- _Stated task_
State only the count of lines in the listing below that hold "React".

- _Provided data_

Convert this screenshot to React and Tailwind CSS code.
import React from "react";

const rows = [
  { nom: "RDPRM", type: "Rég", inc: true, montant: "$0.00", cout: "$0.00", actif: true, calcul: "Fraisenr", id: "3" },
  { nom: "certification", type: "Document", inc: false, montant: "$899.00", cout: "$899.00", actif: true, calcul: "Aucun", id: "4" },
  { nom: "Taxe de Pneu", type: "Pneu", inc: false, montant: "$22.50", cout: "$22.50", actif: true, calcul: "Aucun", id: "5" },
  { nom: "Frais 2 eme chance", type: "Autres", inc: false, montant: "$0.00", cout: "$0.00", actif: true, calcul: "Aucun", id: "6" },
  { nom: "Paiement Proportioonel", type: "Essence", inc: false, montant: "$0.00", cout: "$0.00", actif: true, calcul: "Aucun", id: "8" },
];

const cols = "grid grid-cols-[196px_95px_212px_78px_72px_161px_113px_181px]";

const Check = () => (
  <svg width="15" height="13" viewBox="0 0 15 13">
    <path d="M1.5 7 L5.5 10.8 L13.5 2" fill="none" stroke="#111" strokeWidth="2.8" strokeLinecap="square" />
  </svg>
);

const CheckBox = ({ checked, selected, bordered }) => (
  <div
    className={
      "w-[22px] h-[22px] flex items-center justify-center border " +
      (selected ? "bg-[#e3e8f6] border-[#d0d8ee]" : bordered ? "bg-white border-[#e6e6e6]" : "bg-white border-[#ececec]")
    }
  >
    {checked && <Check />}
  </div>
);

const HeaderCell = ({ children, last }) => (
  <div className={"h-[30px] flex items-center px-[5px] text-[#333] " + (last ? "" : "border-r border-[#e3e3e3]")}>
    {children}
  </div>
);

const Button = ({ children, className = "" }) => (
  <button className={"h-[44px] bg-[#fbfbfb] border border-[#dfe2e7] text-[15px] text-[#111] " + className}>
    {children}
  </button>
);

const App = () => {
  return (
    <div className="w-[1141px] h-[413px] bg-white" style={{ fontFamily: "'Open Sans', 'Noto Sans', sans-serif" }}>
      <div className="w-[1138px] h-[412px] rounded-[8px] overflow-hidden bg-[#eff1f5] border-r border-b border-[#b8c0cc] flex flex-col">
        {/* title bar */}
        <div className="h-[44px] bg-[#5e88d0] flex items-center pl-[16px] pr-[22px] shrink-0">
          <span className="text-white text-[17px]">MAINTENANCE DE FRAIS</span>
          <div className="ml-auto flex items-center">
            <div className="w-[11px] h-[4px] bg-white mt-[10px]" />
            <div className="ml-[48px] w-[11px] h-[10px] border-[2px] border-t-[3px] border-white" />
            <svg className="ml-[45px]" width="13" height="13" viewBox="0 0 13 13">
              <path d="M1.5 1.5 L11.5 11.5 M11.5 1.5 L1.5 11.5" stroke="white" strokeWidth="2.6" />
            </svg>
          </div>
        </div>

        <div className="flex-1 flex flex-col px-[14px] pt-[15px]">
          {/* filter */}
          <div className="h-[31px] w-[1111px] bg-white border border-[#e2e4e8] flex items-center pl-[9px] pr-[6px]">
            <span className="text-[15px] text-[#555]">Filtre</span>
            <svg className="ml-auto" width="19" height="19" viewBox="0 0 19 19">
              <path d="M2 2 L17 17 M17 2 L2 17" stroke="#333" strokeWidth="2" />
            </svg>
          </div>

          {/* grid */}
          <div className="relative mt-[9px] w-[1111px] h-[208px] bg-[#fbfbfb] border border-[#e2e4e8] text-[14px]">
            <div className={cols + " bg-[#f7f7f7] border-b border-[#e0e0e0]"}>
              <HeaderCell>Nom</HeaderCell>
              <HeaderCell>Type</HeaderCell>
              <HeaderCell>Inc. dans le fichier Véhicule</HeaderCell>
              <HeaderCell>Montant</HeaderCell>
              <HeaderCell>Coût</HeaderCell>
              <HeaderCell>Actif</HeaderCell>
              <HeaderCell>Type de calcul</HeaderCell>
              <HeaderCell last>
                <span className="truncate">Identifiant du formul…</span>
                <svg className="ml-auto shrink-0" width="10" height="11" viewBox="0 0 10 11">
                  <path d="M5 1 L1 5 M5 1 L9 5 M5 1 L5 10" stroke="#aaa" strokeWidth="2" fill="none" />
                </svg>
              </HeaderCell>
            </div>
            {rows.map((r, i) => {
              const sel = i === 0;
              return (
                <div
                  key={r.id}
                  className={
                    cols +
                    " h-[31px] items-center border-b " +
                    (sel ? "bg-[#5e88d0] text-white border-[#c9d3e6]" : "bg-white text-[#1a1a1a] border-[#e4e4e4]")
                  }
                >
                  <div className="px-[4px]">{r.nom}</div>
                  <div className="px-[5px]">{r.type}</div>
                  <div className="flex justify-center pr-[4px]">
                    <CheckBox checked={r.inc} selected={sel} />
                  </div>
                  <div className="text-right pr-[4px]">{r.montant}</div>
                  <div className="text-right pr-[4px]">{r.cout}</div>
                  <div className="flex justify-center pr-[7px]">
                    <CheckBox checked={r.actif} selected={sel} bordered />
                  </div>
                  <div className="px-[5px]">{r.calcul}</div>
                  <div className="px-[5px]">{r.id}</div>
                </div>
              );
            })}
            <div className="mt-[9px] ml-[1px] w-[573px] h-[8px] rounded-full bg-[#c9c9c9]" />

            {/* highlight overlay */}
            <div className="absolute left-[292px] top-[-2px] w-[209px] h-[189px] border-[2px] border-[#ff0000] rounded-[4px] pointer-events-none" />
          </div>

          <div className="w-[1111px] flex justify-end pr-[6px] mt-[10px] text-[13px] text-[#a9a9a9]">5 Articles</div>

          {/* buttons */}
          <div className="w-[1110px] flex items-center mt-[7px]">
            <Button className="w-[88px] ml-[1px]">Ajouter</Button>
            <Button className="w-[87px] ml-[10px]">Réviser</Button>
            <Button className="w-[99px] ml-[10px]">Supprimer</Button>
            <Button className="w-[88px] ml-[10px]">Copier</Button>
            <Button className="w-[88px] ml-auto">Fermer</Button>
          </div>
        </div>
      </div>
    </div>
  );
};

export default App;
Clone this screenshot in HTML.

- _Exercise solution_
2